In a city where double-breasted bad guys are taken down by equally dapper LA cops, life’s all fun and games until someone gets blood on his suit. Gangster Squad is a true example of style over substance, and the audience is left wishing its gangsters had as many layers as their snappy outfits, since everyone is painfully one-dimensional.
Apart from the cool L.A. Noire feel, the film fails on many fronts, the biggest problem being that Gangster Squad is almost a carbon copy of Brian De Palma’s The Untouchables. Chicago becomes Los Angeles, as a handful of cops who have had enough go black ops in order to take down the bad guys. Kevin Costner’s Elliot Ness makes room for Josh Brolin, who plays Sergeant John O’Mara; he’s tasked with putting together a unit to take down crime boss Micky Cohen. Sound familiar so far? The only problem is that Brolin is a bit slow, so his wife has to step in and help him out here and there. Apart from this speed bump, the rest of the film follows suit, with old-timer Sean Connery being replaced by another seasoned gentleman, and the lovable rogue character originally played by Andy Garcia becomes Michael Pena – who, despite being a wonderful actor, does very little here except be referred to as ‘son’ or ‘that Indian kid’. Finally, The Untouchables had one brainiac, and so Gangster Squad has Giovanni Ribisi. Needless to say, all the characters come to the same end as their untouchable counterparts.

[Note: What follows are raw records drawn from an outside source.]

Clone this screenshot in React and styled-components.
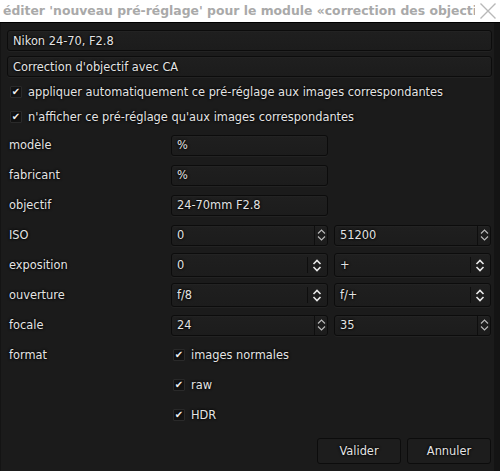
import React from "react";
import styled, { createGlobalStyle } from "styled-components";

const Global = createGlobalStyle`
  html, body { margin: 0; padding: 0; background: #111; }
  body { font-family: "DejaVu Sans", sans-serif; font-size: 11.4px; color: #dcdcdc; }
  * { box-sizing: border-box; }
`;

const Window = styled.div`
  width: 500px;
  height: 471px;
  display: flex;
  flex-direction: column;
  background: #141414;
  overflow: hidden;
`;

const TitleBar = styled.div`
  height: 23px;
  flex: none;
  background: #ffffff;
  border-bottom: 1px solid #000;
  display: grid;
  grid-template-columns: minmax(0, 1fr) 20px;
  align-items: center;
  padding-left: 3px;
  padding-right: 2px;
  column-gap: 3px;
`;

const TitleText = styled.div`
  min-width: 0;
  font-family: "DejaVu Sans", sans-serif;
  font-weight: bold;
  font-size: 12.4px;
  color: #a9a9a9;
  white-space: nowrap;
  overflow: hidden;
  padding-bottom: 1px;
`;

const CloseBox = styled.span`
  width: 20px;
  height: 20px;
  display: flex;
  align-items: center;
  justify-content: center;
`;

const Body = styled.div`
  flex: 1;
  margin: 0 6px 0 1px;
  background: #1b1b1b;
  padding: 7px 2px 7px 6px;
  display: flex;
  flex-direction: column;
`;

const Entry = styled.div`
  height: ${(p) => p.$h || 21}px;
  background: linear-gradient(#1f1f1f, #1c1c1c);
  border: 1px solid #0c0c0c;
  border-radius: 3px;
  box-shadow: inset 0 1px 0 rgba(255,255,255,0.02), 0 1px 0 rgba(255,255,255,0.03);
  display: flex;
  align-items: center;
  padding-left: 5px;
  color: #e4e4e4;
  text-shadow: 0 0 3px #000, 0 0 2px #000;
  white-space: nowrap;
  overflow: hidden;
  margin-bottom: ${(p) => p.$mb || 0}px;
`;

const EntryText = styled.span`
  flex: 1;
`;

const CheckRow = styled.label`
  display: flex;
  align-items: center;
  gap: 6px;
  height: 25px;
  padding-left: ${(p) => p.$pl || 3}px;
  text-shadow: 0 0 3px #000, 0 0 2px #000;
  color: #e4e4e4;
  white-space: nowrap;
`;

const Box = styled.span`
  width: 12px;
  height: 12px;
  background: #141414;
  border: 1px solid #2a2a2a;
  border-radius: 1px;
  display: flex;
  align-items: center;
  justify-content: center;
  flex: none;
  font-size: 10px;
  line-height: 1;
  color: #f0f0f0;
`;

const Grid = styled.div`
  margin-top: 1px;
  display: grid;
  grid-template-columns: 158px 157px 157px;
  column-gap: 6px;
  grid-auto-rows: 30px;
  align-items: center;
`;

const Label = styled.div`
  padding-left: 2px;
  color: #e4e4e4;
  text-shadow: 0 0 3px #000, 0 0 2px #000;
  grid-column: 1;
`;

const Cell = styled.div`
  grid-column: ${(p) => p.$col} / span 1;
`;

const Spin = styled.div`
  width: 13px;
  align-self: stretch;
  border-left: 1px solid #0e0e0e;
  display: flex;
  flex-direction: column;
  align-items: center;
  justify-content: space-around;
  padding: 2px 0;
`;

const Combo = styled.div`
  width: 18px;
  height: 16px;
  border-left: 1px solid #0e0e0e;
  display: flex;
  align-items: center;
  justify-content: center;
  margin-right: 2px;
`;

const FormatCol = styled.div`
  grid-column: 2 / span 2;
  display: flex;
  align-items: center;
`;

const Buttons = styled.div`
  margin-top: auto;
  display: flex;
  justify-content: flex-end;
  gap: 6px;
  padding-right: 1px;
`;

const Button = styled.button`
  width: 84px;
  height: 26px;
  background: #1d1d1d;
  border: 1px solid #0c0c0c;
  border-radius: 3px;
  color: #e4e4e4;
  font-family: "DejaVu Sans", sans-serif;
  font-size: 11.4px;
  text-shadow: 0 0 3px #000, 0 0 2px #000;
`;

const Up = () => (
  <svg width="9" height="5" viewBox="0 0 9 5">
    <path d="M1 4.5 L4.5 1 L8 4.5" fill="none" stroke="#bbb" strokeWidth="1.1" />
  </svg>
);
const Down = () => (
  <svg width="9" height="5" viewBox="0 0 9 5">
    <path d="M1 0.5 L4.5 4 L8 0.5" fill="none" stroke="#bbb" strokeWidth="1.1" />
  </svg>
);
const UpDown = () => (
  <svg width="10" height="13" viewBox="0 0 10 13">
    <path d="M1.5 5 L5 1.5 L8.5 5 M1.5 8 L5 11.5 L8.5 8" fill="none" stroke="#e8e8e8" strokeWidth="1.6" />
  </svg>
);

const Check = ({ children, pl }) => (
  <CheckRow $pl={pl}>
    <Box>✔</Box>
    <span>{children}</span>
  </CheckRow>
);

const SpinEntry = ({ value }) => (
  <Entry>
    <EntryText>{value}</EntryText>
    <Spin>
      <Up />
      <Down />
    </Spin>
  </Entry>
);

const ComboEntry = ({ value }) => (
  <Entry $h={24}>
    <EntryText>{value}</EntryText>
    <Combo>
      <UpDown />
    </Combo>
  </Entry>
);

export default function App() {
  return (
    <>
      <Global />
      <Window>
        <TitleBar>
          <TitleText>éditer 'nouveau pré-réglage' pour le module «correction des objectifs»</TitleText>
          <CloseBox>
            <svg width="18" height="18" viewBox="0 0 18 18">
              <path d="M1.5 1.5 L16.5 16.5 M16.5 1.5 L1.5 16.5" stroke="#b8b8b8" strokeWidth="1.4" fill="none" />
            </svg>
          </CloseBox>
        </TitleBar>
        <Body>
          <Entry $mb={5}>Nikon 24-70, F2.8</Entry>
          <Entry $mb={2}>Correction d'objectif avec CA</Entry>
          <Check>appliquer automatiquement ce pré-réglage aux images correspondantes</Check>
          <Check>n'afficher ce pré-réglage qu'aux images correspondantes</Check>
          <Grid>
            <Label>modèle</Label>
            <Cell $col={2}><Entry>%</Entry></Cell>
            <Label>fabricant</Label>
            <Cell $col={2}><Entry>%</Entry></Cell>
            <Label>objectif</Label>
            <Cell $col={2}><Entry>24-70mm F2.8</Entry></Cell>
            <Label>ISO</Label>
            <Cell $col={2}><SpinEntry value="0" /></Cell>
            <Cell $col={3}><SpinEntry value="51200" /></Cell>
            <Label>exposition</Label>
            <Cell $col={2}><ComboEntry value="0" /></Cell>
            <Cell $col={3}><ComboEntry value="+" /></Cell>
            <Label>ouverture</Label>
            <Cell $col={2}><ComboEntry value="f/8" /></Cell>
            <Cell $col={3}><ComboEntry value="f/+" /></Cell>
            <Label>focale</Label>
            <Cell $col={2}><SpinEntry value="24" /></Cell>
            <Cell $col={3}><SpinEntry value="35" /></Cell>
            <Label>format</Label>
            <FormatCol><Check pl={2}>images normales</Check></FormatCol>
            <FormatCol><Check pl={2}>raw</Check></FormatCol>
            <FormatCol><Check pl={2}>HDR</Check></FormatCol>
          </Grid>
          <Buttons>
            <Button>Valider</Button>
            <Button>Annuler</Button>
          </Buttons>
        </Body>
      </Window>
    </>
  );
}
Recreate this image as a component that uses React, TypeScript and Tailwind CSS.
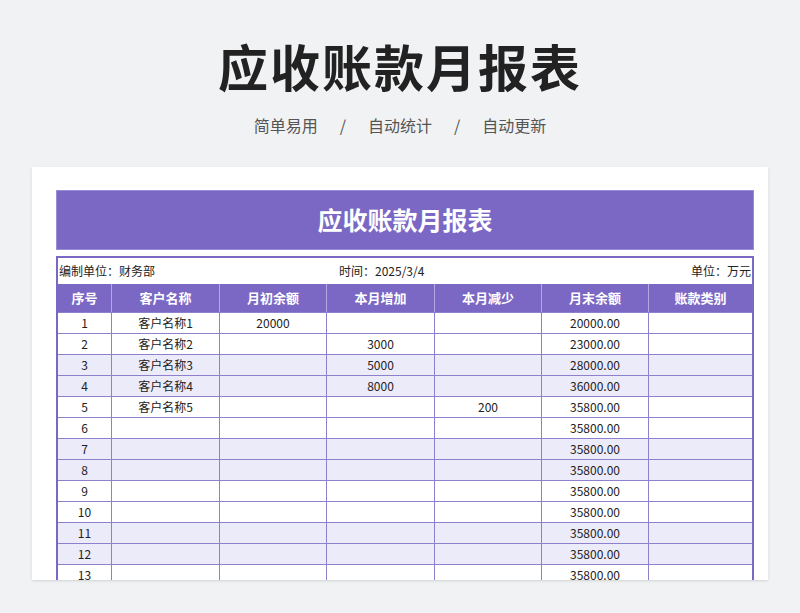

Is this latest rehash a sign of the times? Hollywood, it seems, is running out of ideas, and the last couple of years have been a non-stop stream of sequels, prequels, reboots, and remakes. Comic book adaptations and horror films have dominated this trend, from Captain America and The Amazing Spider-Man, to the never-ending money-spinners of Scream 4, Paranormal Activity 3 and 4 and Fright Night. When Michael Bay promised to give us a Transformers trilogy, we were all able to breathe a collective sigh of relief after Dark of the Moon, but I’ll be damned, there is another sequel in pre-production. The action movies were pretty diabolical too, with the Expendables 2, Fast & Furious 5, and Total Recall, which was a total disaster. What’s more, 2013 looks to be the biggest year for remakes yet, with the count already at 50 and rising, with Dredd, Carrie, Robocop, and Annie (please no!), to name just a few. Most of the remakes we see over the years are ideas taken from foreign films, and so many of us won’t even realise we’re watching a reboot – such as Jim Sheridan’s 2009 Brothers, which is simply Susanne Bier’s 2004 Danish film of the same name. Are The Hunger Games just a bit too similar to the Japanese Battle Royale for it to be a coincidence? The answer’s yes, though I should quickly add that not all remakes are a bad thing; the Coen brothers’ True Grit was sensational.
But, back to the film at hand. What exactly does Gangster Squad’s great ensemble cast do? Sean Penn’s nasty Mickey Cohen would be more frightening if he didn’t look like a Maybelline make-up ad gone wrong; his face gets heavier and heavier as the film progresses, until we start to wonder how the poor guy is holding his head up at all. The rest of Cohen’s motley crew are equally odd looking; it may be that the director doubted the audience’s ability to tell the good guys from the bad, so all Cohen’s men are oddly disfigured – a dodgy eye here, an ugly face there. None of them have any redeeming qualities. Emma Stone channels a Black Dahlia meets Jessica Rabbit look, but, great clothes aside, isn’t given much to work with apart from a cigarette, and so we fail to empathize with her damsel in distress routine. Other good actors were left with little to do, such as Anthony Mackie, who was great in The Hurt Locker but has few lines here. Not even Ryan Gosling could brighten up the film; his chemistry with Stone was tepid, mostly as her character was a little difficult to follow, and the audience was never made to understand why she would be with the terrible Cohen. Luckily Gosling looks so good throughout the film that it really wouldn’t matter if he didn’t have any lines at all.
Ruben Fleischer directs the film, and although I greatly enjoyed the bullet-ridden roller coaster he gave us in Zombieland, the same can’t be said of Gangster Squad. It is certainly bullet-ridden – someone is shot every other minute – but as far as any other drama or characterisation goes, the film is lacking. Fleischer is more akin to comedies; he’s directed many Funny or Die shorts and the hilarious Between Two Ferns with Zach Galifianakis, which never get old. His next film looks to be a return to the comedic genre with Zombieland 2 – you guessed it, another sequel.